By Andrew MacAskill and Elizabeth Piper
LONDON -Britain’s Labour Party called on Monday for the energy price cap to be frozen to help people deal with another expected surge in fuel bills, putting pressure on the Conservative government as Britons grapple with the worst cost-of-living crisis in decades.
Liz Truss and Rishi Sunak, the two Conservative Party politicians vying to replace Boris Johnson as prime minister, have so far promised more limited help than the 29-billion-pound plan outlined by main opposition leader Keir Starmer.
Starmer said his Labour Party, if in power, would cap energy costs at the current level of 1,971 pounds ($2,386) per year for six months from October and would pay for it by extending a windfall tax on oil and gas companies in the North Sea to raise 8.1 billion pounds.
Charities in Britain are warning that millions of people could be forced into poverty if the government does not soften the blow with a new support package.
“We would make sure these energy price increases do not go ahead in the autumn and so instead of allowing the prices to go up and then trying to rebate people, we’re going to cut the problem at source and stop those price increases,” Starmer told the BBC.
“We’re going to pay for it by extending the windfall tax on oil and gas companies in the North Sea who’ve made much bigger profits than they expected.”
Labour also said it would backdate the windfall tax to January and remove the government’s investment allowances for energy companies, which would allow firms to get tax savings in exchange for more investment in oil and gas production.
Starmer said the emergency package would also lower bills in the longer term by insulating 19 million homes in Britain over the next decade and would reduce inflation, which the Bank of England says will probably exceed 13% in October.
But he ruled out temporarily nationalising energy companies which refuse to lower bills – a suggestion made by Labour’s former prime minister, Gordon Brown, who appeared to criticise Starmer for going on holiday last week at a time of crisis.
Paul Johnson, director of the Institute for Fiscal Studies think tank, said the plan would probably need to run for a year at a cost of around 60 billion pounds.
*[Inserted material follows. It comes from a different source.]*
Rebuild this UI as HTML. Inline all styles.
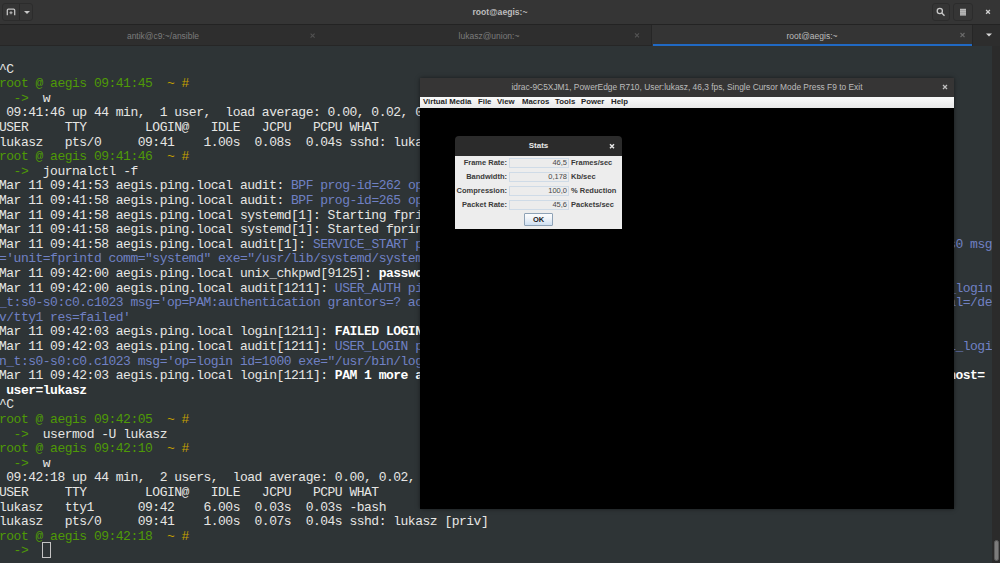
<!DOCTYPE html>
<html><head><meta charset="utf-8">
<style>
*{margin:0;padding:0;box-sizing:border-box}
html,body{width:1000px;height:563px;overflow:hidden;background:#2e3436}
body{position:relative;font-family:"Liberation Sans",sans-serif}
#hdr{position:absolute;left:0;top:0;width:1000px;height:25px;background:#353535;border-bottom:1px solid #232323}
#hdr .title{position:absolute;left:0;width:1000px;top:7px;text-align:center;color:#bdbdbd;font-size:8.6px;font-weight:bold}
.btn{position:absolute;top:3px;height:18px;border:1px solid #2c2c2c;border-radius:3px;background:transparent}
#tabs{position:absolute;left:0;top:25px;width:1000px;height:21px;background:#2e2e2e;border-bottom:1px solid #262626}
.tab{position:absolute;top:0;height:21px;color:#7c7c7c;font-size:8.5px;text-align:center;line-height:22px}
.tab.act{background:#343434;color:#bdbdbd}
.tab .x{position:absolute;top:0;font-size:10px;color:#6a6a6a}
#term{position:absolute;left:-1px;top:0;width:1000px;font-family:"Liberation Mono",monospace;font-size:13px;letter-spacing:-0.5px;line-height:14.6px;color:#e6e6e4;white-space:pre}
#term b{font-weight:bold;color:#ffffff}
#term .cur{font-style:normal}
#cursor{position:absolute;left:42px;top:542px;width:9px;height:16px;border:1px solid #c4c4c4}
#sb{position:absolute;left:992px;top:46px;width:8px;height:517px;background:#2b2b2b}
#idrac{position:absolute;left:420px;top:78px;width:534px;height:431px;background:#000;box-shadow:0 0 4px rgba(0,0,0,.5)}
#idrac .tt{position:absolute;left:0;width:534px;text-align:center}
.cx{position:absolute;top:0;font-weight:normal}
#idrac .tb{position:absolute;left:0;top:0;width:534px;height:19px;background:#363535;border-radius:0;color:#bcbcbc;font-size:8.4px;font-weight:normal;text-align:center;line-height:18px}
#idrac .menu span{position:absolute;top:0}
#idrac .menu{position:absolute;left:0;top:19px;width:534px;height:11px;background:linear-gradient(#fafafa,#e8e8e8);font-size:7.8px;font-weight:bold;color:#262626;line-height:10px;white-space:pre}
#stats{position:absolute;left:455px;top:136px;width:167px;height:93px;background:linear-gradient(transparent 0,transparent 10px,#ededed 10px)}
#stats .tb{position:absolute;left:0;top:0;width:167px;height:20px;background:#2b2b2b;border-radius:4px 4px 0 0;color:#e8e8e8;font-size:8px;font-weight:bold;text-align:center;line-height:20px}
.lbl{position:absolute;font-size:7.5px;font-weight:bold;color:#3a3a3a;line-height:10px;white-space:pre}
.fld{position:absolute;left:54px;width:60px;height:10px;background:#ececec;border:1px solid #cfdbe7;font-size:7.5px;color:#484848;text-align:right;line-height:8px;padding-right:1px}
.ok{position:absolute;left:69px;top:77px;width:29px;height:13px;border:1px solid #8ea2b6;border-radius:1px;background:linear-gradient(#fcfdfe,#f0f4f9 40%,#cfe0f2);font-size:7.5px;font-weight:bold;color:#222;text-align:center;line-height:11px}
</style></head><body>
<pre id="term" style="top:62.7px">^C
<span style="color:#4e9a06">root @ aegis 09:41:45</span>  <span style="color:#c4a000">~ #</span>
  <span style="color:#4e9a06">-&gt;</span>  w
 09:41:46 up 44 min,  1 user,  load average: 0.00, 0.02, 0.00
USER     TTY        LOGIN@   IDLE   JCPU   PCPU WHAT
lukasz   pts/0     09:41    1.00s  0.08s  0.04s sshd: lukasz [priv]
<span style="color:#4e9a06">root @ aegis 09:41:46</span>  <span style="color:#c4a000">~ #</span>
  <span style="color:#4e9a06">-&gt;</span>  journalctl -f
Mar 11 09:41:53 aegis.ping.local audit: <span style="color:#7081c4">BPF prog-id=262 op=LOAD</span>
Mar 11 09:41:58 aegis.ping.local audit: <span style="color:#7081c4">BPF prog-id=265 op=LOAD</span>
Mar 11 09:41:58 aegis.ping.local systemd[1]: Starting fprintd.service - Fingerprint Authentication Daemon...
Mar 11 09:41:58 aegis.ping.local systemd[1]: Started fprintd.service - Fingerprint Authentication Daemon.
Mar 11 09:41:58 aegis.ping.local audit[1]: <span style="color:#7081c4">SERVICE_START pid=1 uid=0 auid=4294967295 ses=4294967295 subj=system_u:system_r:init_t:s0 msg</span>
<span style="color:#7081c4">=&#x27;unit=fprintd comm=&quot;systemd&quot; exe=&quot;/usr/lib/systemd/systemd&quot; hostname=? addr=? terminal=? res=success&#x27;</span>
Mar 11 09:42:00 aegis.ping.local unix_chkpwd[9125]: <b>password check failed for user (lukasz)</b>
Mar 11 09:42:00 aegis.ping.local audit[1211]: <span style="color:#7081c4">USER_AUTH pid=1211 uid=0 auid=4294967295 ses=4294967295 subj=system_u:system_r:local_login</span>
<span style="color:#7081c4">_t:s0-s0:c0.c1023 msg=&#x27;op=PAM:authentication grantors=? acct=&quot;lukasz&quot; exe=&quot;/usr/bin/login&quot; hostname=aegis addr=?            terminal=/de</span>
<span style="color:#7081c4">v/tty1 res=failed&#x27;</span>
Mar 11 09:42:03 aegis.ping.local login[1211]: <b>FAILED LOGIN 1 FROM tty1 FOR lukasz, Authentication failure</b>
Mar 11 09:42:03 aegis.ping.local audit[1211]: <span style="color:#7081c4">USER_LOGIN pid=1211 uid=0 auid=4294967295 ses=4294967295 subj=system_u:system_r:local_logi</span>
<span style="color:#7081c4">n_t:s0-s0:c0.c1023 msg=&#x27;op=login id=1000 exe=&quot;/usr/bin/login&quot; hostname=aegis addr=? terminal=/dev/tty1 res=failed&#x27;</span>
Mar 11 09:42:03 aegis.ping.local login[1211]: <b>PAM 1 more authentication failure; logname=LOGIN uid=0 euid=0 tty=tty1 ruser=      rhost=</b>
<b> user=lukasz</b>
^C
<span style="color:#4e9a06">root @ aegis 09:42:05</span>  <span style="color:#c4a000">~ #</span>
  <span style="color:#4e9a06">-&gt;</span>  usermod -U lukasz
<span style="color:#4e9a06">root @ aegis 09:42:10</span>  <span style="color:#c4a000">~ #</span>
  <span style="color:#4e9a06">-&gt;</span>  w
 09:42:18 up 44 min,  2 users,  load average: 0.00, 0.02, 0.00
USER     TTY        LOGIN@   IDLE   JCPU   PCPU WHAT
lukasz   tty1      09:42    6.00s  0.03s  0.03s -bash
lukasz   pts/0     09:41    1.00s  0.07s  0.04s sshd: lukasz [priv]
<span style="color:#4e9a06">root @ aegis 09:42:18</span>  <span style="color:#c4a000">~ #</span>
  <span style="color:#4e9a06">-&gt;</span>  <i class="cur"> </i></pre>
<div id="cursor"></div>
<div id="hdr">
 <div class="btn" style="left:2px;width:31px"><div style="position:absolute;left:16px;top:0;width:1px;height:16px;background:#2a2a2a"></div></div>
 <svg style="position:absolute;left:0;top:0" width="1000" height="24">
  <path d="M7.3 15.2 V10.2 Q7.3 9.2 8.3 9.2 H13.7 Q14.7 9.2 14.7 10.2 V15.2" fill="none" stroke="#c4c4c4" stroke-width="1.3"/>
  <path d="M11 11.2 V14.2 M9.5 12.7 H12.5" stroke="#bdbdbd" stroke-width="1.1"/>
  <path d="M24 11 L30 11 L27 14 Z" fill="#c8c8c8"/>
  <circle cx="939.8" cy="11" r="2.6" fill="none" stroke="#c8c8c8" stroke-width="1.3"/>
  <path d="M941.8 13 L944.5 15.7" stroke="#c8c8c8" stroke-width="1.4"/>
  <rect x="960" y="8.8" width="6" height="6.4" fill="#9a9a9a"/><path d="M960 9.4 H966 M960 11.3 H966 M960 13.2 H966 M960 15 H966" stroke="#bcbcbc" stroke-width="1"/>
  <path d="M986.1 10 L989.9 13.8 M989.9 10 L986.1 13.8" stroke="#cfcfcf" stroke-width="1.3"/>
 </svg>
 <div class="btn" style="left:932px;width:18px"></div>
 <div class="btn" style="left:953px;width:20px"></div>
 <div class="title">root@aegis:~</div>
</div>
<div id="tabs">
 <div class="tab" style="left:0;width:326px">antik@c9:~/ansible</div>
 <div class="tab" style="left:326px;width:326px">lukasz@union:~</div>
 <div class="tab act" style="left:652px;width:320px">root@aegis:~</div>
 <div style="position:absolute;left:651px;top:0;width:1px;height:21px;background:#262626"></div>
 <div style="position:absolute;left:972px;top:0;width:1px;height:21px;background:#262626"></div>
 <div style="position:absolute;left:973px;top:0;width:27px;height:21px;background:#2d2d2d"></div>
 <div style="position:absolute;left:653px;top:19px;width:319px;height:2px;background:#2069c4"></div>
 <svg style="position:absolute;left:0;top:0" width="1000" height="22">
  <path d="M310.6 8.6 L314.6 12.6 M314.6 8.6 L310.6 12.6" stroke="#515151" stroke-width="1.1"/>
  <path d="M635 8.4 L639 12.4 M639 8.4 L635 12.4" stroke="#545454" stroke-width="1.1"/>
  <path d="M960.5 8 L964.5 12 M964.5 8 L960.5 12" stroke="#6a6a6a" stroke-width="1.1"/>
  <path d="M986 8.5 L992 8.5 L989 11.5 Z" fill="#d8d8d8"/>
 </svg>
</div>
<div id="sb"><div style="position:absolute;left:2px;top:494px;width:5px;height:21px;border-radius:2.5px;background:#7c7c7c;border:1px solid #5c5c5c"></div></div>
<div id="idrac">
 <div class="tb"><span class="tt">idrac-9C5XJM1, PowerEdge R710, User:lukasz, 46,3 fps, Single Cursor Mode Press F9 to Exit</span><svg style="position:absolute;left:520px;top:4px" width="10" height="10"><path d="M3 3 L7 7 M7 3 L3 7" stroke="#c0c0c0" stroke-width="1.25"/></svg></div>
 <div class="menu"><span style="left:3px">Virtual Media</span><span style="left:58px">File</span><span style="left:77px">View</span><span style="left:102px">Macros</span><span style="left:135px">Tools</span><span style="left:161px">Power</span><span style="left:191px">Help</span></div>
</div>
<div id="stats">
 <div class="tb">Stats<svg style="position:absolute;left:152px;top:5px" width="10" height="10"><path d="M3 3.2 L7 7.2 M7 3.2 L3 7.2" stroke="#e6e6e6" stroke-width="1.5"/></svg></div>
 <div class="lbl" style="right:115px;top:22px">Frame Rate:</div>
 <div class="lbl" style="right:115px;top:36px">Bandwidth:</div>
 <div class="lbl" style="right:115px;top:50px">Compression:</div>
 <div class="lbl" style="right:115px;top:64px">Packet Rate:</div>
 <div class="fld" style="top:22px">46,5</div>
 <div class="fld" style="top:36px">0,178</div>
 <div class="fld" style="top:50px">100,0</div>
 <div class="fld" style="top:64px">45,6</div>
 <div class="lbl" style="left:116px;top:22px">Frames/sec</div>
 <div class="lbl" style="left:116px;top:36px">Kb/sec</div>
 <div class="lbl" style="left:116px;top:50px">% Reduction</div>
 <div class="lbl" style="left:116px;top:64px">Packets/sec</div>
 <div class="ok">OK</div>
</div>
</body></html>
“If that’s what you want to achieve, that’s what you need to do but you do need to recognise that is a very expensive thing to do,” he told BBC radio.
The government has said it is offering a 37-billion-pound package of help, with 8 million of the most vulnerable households receiving 1,200 pounds of direct support.
A spokesman for Prime Minister Johnson said the finance ministry and other departments were making “necessary preparations to ensure a new government will have options to deliver support as quickly as possible, but clearly those decisions will rest with the new prime minister”.
Russia’s move to cut gas exports to the West following its invasion of Ukraine has driven up bills across Europe, forcing governments in Italy, France and elsewhere to intervene. France has capped electricity tariff rises at 4%.
The forecasting group Cornwall Insight estimates that average British annual bills for gas and electricity will jump to 3,582 pounds in October and 4,266 pounds in January. Earlier this year, the price cap was 1,277 pounds.
Foreign minister Truss, the favourite to be Britain’s next prime minister, has faced criticism from political opponents and charities for appearing to rule out further “handouts” and, seeking to appeal to fiscally Conservative Party members, has not committed to increasing direct support to consumers.
Sunak, the former finance minister, has said a cut in value-added tax (VAT) could save households around 200 pounds on their energy bills.